## Start STORED RECORDS
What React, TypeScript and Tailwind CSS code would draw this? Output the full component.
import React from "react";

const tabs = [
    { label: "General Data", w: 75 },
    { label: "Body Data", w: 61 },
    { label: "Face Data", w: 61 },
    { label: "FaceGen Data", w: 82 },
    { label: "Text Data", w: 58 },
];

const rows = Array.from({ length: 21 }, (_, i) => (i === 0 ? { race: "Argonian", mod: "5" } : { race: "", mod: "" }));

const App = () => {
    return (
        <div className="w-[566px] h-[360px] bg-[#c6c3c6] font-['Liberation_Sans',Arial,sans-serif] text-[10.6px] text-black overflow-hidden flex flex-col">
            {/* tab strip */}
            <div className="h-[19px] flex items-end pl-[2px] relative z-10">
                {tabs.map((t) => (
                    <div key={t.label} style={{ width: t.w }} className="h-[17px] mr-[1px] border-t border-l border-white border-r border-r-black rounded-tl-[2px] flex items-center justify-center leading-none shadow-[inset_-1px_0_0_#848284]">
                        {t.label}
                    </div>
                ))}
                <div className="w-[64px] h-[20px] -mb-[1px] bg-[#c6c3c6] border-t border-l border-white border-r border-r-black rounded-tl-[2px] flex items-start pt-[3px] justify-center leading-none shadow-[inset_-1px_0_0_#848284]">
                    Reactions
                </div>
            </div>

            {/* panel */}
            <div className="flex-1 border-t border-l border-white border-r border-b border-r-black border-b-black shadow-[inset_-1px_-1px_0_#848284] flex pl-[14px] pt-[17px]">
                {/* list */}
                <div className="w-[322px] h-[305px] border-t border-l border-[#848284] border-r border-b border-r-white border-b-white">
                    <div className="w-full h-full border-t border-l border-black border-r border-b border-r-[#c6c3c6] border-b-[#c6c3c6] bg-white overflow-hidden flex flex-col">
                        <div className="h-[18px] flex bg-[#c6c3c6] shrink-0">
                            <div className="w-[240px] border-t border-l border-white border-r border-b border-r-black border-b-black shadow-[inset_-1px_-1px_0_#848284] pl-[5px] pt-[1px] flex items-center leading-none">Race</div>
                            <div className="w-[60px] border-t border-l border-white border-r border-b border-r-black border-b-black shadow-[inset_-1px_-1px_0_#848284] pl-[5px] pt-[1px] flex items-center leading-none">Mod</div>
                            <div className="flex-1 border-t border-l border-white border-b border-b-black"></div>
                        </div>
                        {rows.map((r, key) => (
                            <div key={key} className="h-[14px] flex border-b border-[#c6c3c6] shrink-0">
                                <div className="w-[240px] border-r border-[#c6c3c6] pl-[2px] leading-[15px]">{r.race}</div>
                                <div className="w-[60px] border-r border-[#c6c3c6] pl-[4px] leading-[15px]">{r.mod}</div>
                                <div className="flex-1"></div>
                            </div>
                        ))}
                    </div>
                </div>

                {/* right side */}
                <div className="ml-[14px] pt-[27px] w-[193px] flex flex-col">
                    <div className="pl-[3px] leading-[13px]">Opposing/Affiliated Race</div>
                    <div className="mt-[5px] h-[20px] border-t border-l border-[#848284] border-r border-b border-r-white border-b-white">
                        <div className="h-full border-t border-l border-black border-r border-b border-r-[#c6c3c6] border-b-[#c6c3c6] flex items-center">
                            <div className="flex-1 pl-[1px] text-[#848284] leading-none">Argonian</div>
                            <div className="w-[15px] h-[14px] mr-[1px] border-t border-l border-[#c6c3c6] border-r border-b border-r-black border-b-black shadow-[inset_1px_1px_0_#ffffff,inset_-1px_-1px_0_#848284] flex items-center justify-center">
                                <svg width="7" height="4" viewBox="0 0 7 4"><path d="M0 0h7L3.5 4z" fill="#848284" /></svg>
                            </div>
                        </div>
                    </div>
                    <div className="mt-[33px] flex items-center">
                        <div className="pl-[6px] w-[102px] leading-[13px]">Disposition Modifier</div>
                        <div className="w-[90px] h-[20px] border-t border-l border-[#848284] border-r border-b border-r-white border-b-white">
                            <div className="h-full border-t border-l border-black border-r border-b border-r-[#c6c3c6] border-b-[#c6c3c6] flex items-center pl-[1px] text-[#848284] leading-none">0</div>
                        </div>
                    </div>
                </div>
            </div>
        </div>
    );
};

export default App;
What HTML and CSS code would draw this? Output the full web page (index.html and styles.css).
## End STORED RECORDS
## YOUR TASK
Nothing in the listing may be changed; retype it all exactly.

## RESPONSE FOR THIS EXERCISE
What React, TypeScript and Tailwind CSS code would draw this? Output the full component.
import React from "react";

const tabs = [
    { label: "General Data", w: 75 },
    { label: "Body Data", w: 61 },
    { label: "Face Data", w: 61 },
    { label: "FaceGen Data", w: 82 },
    { label: "Text Data", w: 58 },
];

const rows = Array.from({ length: 21 }, (_, i) => (i === 0 ? { race: "Argonian", mod: "5" } : { race: "", mod: "" }));

const App = () => {
    return (
        <div className="w-[566px] h-[360px] bg-[#c6c3c6] font-['Liberation_Sans',Arial,sans-serif] text-[10.6px] text-black overflow-hidden flex flex-col">
            {/* tab strip */}
            <div className="h-[19px] flex items-end pl-[2px] relative z-10">
                {tabs.map((t) => (
                    <div key={t.label} style={{ width: t.w }} className="h-[17px] mr-[1px] border-t border-l border-white border-r border-r-black rounded-tl-[2px] flex items-center justify-center leading-none shadow-[inset_-1px_0_0_#848284]">
                        {t.label}
                    </div>
                ))}
                <div className="w-[64px] h-[20px] -mb-[1px] bg-[#c6c3c6] border-t border-l border-white border-r border-r-black rounded-tl-[2px] flex items-start pt-[3px] justify-center leading-none shadow-[inset_-1px_0_0_#848284]">
                    Reactions
                </div>
            </div>

            {/* panel */}
            <div className="flex-1 border-t border-l border-white border-r border-b border-r-black border-b-black shadow-[inset_-1px_-1px_0_#848284] flex pl-[14px] pt-[17px]">
                {/* list */}
                <div className="w-[322px] h-[305px] border-t border-l border-[#848284] border-r border-b border-r-white border-b-white">
                    <div className="w-full h-full border-t border-l border-black border-r border-b border-r-[#c6c3c6] border-b-[#c6c3c6] bg-white overflow-hidden flex flex-col">
                        <div className="h-[18px] flex bg-[#c6c3c6] shrink-0">
                            <div className="w-[240px] border-t border-l border-white border-r border-b border-r-black border-b-black shadow-[inset_-1px_-1px_0_#848284] pl-[5px] pt-[1px] flex items-center leading-none">Race</div>
                            <div className="w-[60px] border-t border-l border-white border-r border-b border-r-black border-b-black shadow-[inset_-1px_-1px_0_#848284] pl-[5px] pt-[1px] flex items-center leading-none">Mod</div>
                            <div className="flex-1 border-t border-l border-white border-b border-b-black"></div>
                        </div>
                        {rows.map((r, key) => (
                            <div key={key} className="h-[14px] flex border-b border-[#c6c3c6] shrink-0">
                                <div className="w-[240px] border-r border-[#c6c3c6] pl-[2px] leading-[15px]">{r.race}</div>
                                <div className="w-[60px] border-r border-[#c6c3c6] pl-[4px] leading-[15px]">{r.mod}</div>
                                <div className="flex-1"></div>
                            </div>
                        ))}
                    </div>
                </div>

                {/* right side */}
                <div className="ml-[14px] pt-[27px] w-[193px] flex flex-col">
                    <div className="pl-[3px] leading-[13px]">Opposing/Affiliated Race</div>
                    <div className="mt-[5px] h-[20px] border-t border-l border-[#848284] border-r border-b border-r-white border-b-white">
                        <div className="h-full border-t border-l border-black border-r border-b border-r-[#c6c3c6] border-b-[#c6c3c6] flex items-center">
                            <div className="flex-1 pl-[1px] text-[#848284] leading-none">Argonian</div>
                            <div className="w-[15px] h-[14px] mr-[1px] border-t border-l border-[#c6c3c6] border-r border-b border-r-black border-b-black shadow-[inset_1px_1px_0_#ffffff,inset_-1px_-1px_0_#848284] flex items-center justify-center">
                                <svg width="7" height="4" viewBox="0 0 7 4"><path d="M0 0h7L3.5 4z" fill="#848284" /></svg>
                            </div>
                        </div>
                    </div>
                    <div className="mt-[33px] flex items-center">
                        <div className="pl-[6px] w-[102px] leading-[13px]">Disposition Modifier</div>
                        <div className="w-[90px] h-[20px] border-t border-l border-[#848284] border-r border-b border-r-white border-b-white">
                            <div className="h-full border-t border-l border-black border-r border-b border-r-[#c6c3c6] border-b-[#c6c3c6] flex items-center pl-[1px] text-[#848284] leading-none">0</div>
                        </div>
                    </div>
                </div>
            </div>
        </div>
    );
};

export default App;
What HTML and CSS code would draw this? Output the full web page (index.html and styles.css).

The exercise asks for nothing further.